▸ **What is expected**: From the entries below, copy every line where the string "this" appears.

▸ **Stored rows**:

(begin)

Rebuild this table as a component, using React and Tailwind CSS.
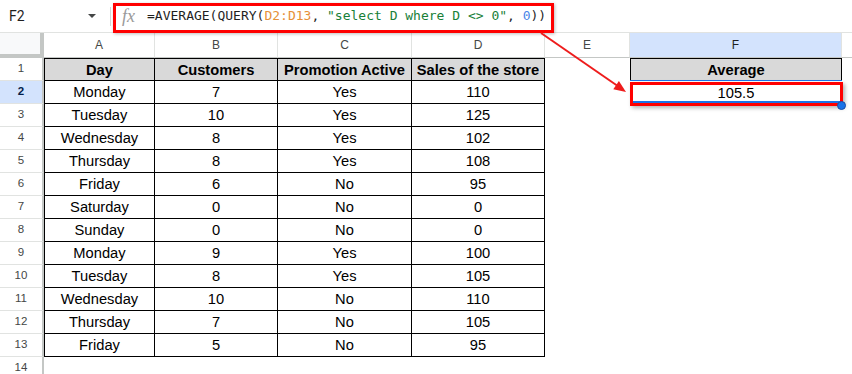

(end)
(begin)

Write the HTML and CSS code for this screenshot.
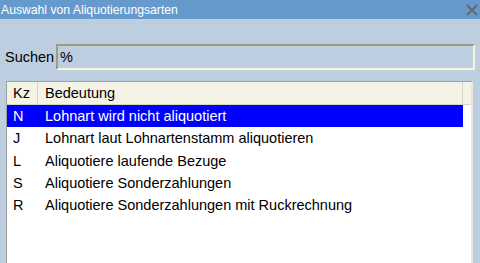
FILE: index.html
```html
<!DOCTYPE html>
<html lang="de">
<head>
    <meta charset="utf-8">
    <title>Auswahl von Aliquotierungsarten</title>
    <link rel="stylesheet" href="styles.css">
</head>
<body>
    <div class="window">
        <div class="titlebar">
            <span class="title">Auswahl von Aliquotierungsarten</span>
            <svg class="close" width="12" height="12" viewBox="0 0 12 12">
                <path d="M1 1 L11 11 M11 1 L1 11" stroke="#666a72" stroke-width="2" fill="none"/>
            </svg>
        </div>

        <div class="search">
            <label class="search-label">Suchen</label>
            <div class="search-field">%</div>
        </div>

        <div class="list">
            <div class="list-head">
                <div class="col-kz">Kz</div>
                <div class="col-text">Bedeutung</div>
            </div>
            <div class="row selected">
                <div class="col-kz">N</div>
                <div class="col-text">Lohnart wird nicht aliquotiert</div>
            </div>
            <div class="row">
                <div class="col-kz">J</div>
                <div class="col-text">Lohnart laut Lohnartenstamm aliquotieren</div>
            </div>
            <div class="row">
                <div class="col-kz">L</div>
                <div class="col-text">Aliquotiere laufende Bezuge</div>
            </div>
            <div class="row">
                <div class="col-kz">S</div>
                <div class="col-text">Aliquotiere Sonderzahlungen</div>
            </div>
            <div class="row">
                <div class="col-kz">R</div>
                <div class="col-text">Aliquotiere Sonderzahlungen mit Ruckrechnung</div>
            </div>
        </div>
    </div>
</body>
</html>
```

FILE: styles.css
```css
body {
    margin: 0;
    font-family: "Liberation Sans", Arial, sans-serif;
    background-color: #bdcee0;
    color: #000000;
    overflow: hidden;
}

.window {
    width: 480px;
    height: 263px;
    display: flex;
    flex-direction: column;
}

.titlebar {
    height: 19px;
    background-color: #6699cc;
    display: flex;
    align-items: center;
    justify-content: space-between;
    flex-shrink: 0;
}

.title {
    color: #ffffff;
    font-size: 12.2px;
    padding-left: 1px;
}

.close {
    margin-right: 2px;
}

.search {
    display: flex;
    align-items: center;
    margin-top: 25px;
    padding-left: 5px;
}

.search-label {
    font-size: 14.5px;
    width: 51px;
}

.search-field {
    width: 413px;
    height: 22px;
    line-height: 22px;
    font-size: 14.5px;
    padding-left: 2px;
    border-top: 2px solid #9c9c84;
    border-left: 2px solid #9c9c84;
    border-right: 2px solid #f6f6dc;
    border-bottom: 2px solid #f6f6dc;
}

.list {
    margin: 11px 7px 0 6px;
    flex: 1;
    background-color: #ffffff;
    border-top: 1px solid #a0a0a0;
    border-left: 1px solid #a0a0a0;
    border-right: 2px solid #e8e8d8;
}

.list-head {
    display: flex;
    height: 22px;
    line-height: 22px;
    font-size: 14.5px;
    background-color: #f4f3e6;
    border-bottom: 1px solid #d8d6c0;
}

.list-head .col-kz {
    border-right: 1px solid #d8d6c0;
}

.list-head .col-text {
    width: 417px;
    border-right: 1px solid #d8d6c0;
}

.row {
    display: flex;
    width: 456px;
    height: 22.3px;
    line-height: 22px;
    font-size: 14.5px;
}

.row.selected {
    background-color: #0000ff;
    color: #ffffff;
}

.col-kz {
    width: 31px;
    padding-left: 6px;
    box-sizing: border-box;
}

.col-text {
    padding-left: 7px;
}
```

(end)
(begin)

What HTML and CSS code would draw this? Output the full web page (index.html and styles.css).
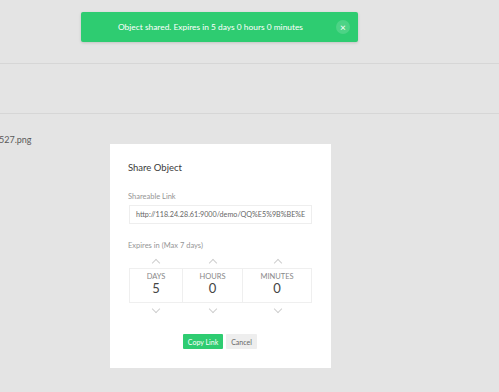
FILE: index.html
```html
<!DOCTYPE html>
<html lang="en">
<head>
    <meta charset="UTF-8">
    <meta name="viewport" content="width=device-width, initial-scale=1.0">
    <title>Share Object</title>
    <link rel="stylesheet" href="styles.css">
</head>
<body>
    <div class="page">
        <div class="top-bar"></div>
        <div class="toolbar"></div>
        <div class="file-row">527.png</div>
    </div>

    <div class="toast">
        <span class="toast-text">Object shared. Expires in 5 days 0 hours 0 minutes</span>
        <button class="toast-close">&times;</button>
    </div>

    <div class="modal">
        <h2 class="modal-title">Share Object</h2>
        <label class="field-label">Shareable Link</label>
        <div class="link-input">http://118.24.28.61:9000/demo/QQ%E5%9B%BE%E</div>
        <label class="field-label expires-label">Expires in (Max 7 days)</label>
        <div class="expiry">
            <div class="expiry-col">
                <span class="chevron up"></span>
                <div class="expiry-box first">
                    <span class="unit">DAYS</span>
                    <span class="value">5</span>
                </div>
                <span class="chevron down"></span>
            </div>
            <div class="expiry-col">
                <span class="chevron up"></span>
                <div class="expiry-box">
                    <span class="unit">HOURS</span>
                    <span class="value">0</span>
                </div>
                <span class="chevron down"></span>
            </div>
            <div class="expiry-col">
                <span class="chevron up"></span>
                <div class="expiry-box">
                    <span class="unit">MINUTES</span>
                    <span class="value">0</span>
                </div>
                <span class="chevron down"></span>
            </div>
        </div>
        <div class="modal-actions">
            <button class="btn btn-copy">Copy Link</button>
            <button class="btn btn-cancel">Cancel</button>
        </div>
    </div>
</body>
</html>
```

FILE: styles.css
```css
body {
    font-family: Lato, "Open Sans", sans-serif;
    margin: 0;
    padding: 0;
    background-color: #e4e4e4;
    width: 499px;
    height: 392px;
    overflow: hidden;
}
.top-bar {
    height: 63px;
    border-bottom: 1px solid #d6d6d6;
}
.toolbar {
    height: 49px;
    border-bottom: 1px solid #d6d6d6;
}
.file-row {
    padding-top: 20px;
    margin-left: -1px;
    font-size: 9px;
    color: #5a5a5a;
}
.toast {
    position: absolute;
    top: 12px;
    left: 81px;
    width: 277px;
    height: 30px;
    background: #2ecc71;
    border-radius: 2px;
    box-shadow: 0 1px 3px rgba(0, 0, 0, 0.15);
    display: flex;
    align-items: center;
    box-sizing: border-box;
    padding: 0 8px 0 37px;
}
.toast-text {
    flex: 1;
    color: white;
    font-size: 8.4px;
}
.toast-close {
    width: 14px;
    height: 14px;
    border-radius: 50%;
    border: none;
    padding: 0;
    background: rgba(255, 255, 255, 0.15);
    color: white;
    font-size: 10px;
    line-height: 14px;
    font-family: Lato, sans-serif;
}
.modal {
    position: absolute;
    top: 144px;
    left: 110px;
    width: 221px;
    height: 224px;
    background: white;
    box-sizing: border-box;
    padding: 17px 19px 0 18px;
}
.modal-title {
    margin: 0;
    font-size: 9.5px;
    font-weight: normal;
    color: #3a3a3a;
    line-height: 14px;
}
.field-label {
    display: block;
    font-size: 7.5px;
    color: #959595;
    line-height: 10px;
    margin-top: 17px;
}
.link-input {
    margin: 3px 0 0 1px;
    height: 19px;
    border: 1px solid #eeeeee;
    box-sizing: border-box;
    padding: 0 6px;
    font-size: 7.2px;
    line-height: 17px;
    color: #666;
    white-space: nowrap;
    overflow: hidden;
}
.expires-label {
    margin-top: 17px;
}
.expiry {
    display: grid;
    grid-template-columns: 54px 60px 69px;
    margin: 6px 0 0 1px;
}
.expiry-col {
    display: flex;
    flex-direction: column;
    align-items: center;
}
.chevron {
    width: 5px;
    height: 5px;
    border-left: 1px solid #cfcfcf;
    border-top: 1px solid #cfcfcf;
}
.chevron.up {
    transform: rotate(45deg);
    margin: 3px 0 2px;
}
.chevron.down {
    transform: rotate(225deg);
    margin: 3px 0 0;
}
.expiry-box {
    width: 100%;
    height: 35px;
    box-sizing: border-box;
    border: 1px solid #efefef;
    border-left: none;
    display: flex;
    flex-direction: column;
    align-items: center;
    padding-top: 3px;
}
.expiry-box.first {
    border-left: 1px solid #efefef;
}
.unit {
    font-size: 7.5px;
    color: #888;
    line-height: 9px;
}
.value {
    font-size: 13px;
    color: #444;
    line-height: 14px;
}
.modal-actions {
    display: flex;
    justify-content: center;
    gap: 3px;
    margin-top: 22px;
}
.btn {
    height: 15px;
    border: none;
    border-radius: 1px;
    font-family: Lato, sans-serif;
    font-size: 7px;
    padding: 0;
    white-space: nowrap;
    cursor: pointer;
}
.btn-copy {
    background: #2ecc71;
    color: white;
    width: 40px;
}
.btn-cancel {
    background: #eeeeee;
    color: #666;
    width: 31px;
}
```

(end)

▸ **Finished answer**:
Rebuild this table as a component, using React and Tailwind CSS.
Write the HTML and CSS code for this screenshot.
What HTML and CSS code would draw this? Output the full web page (index.html and styles.css).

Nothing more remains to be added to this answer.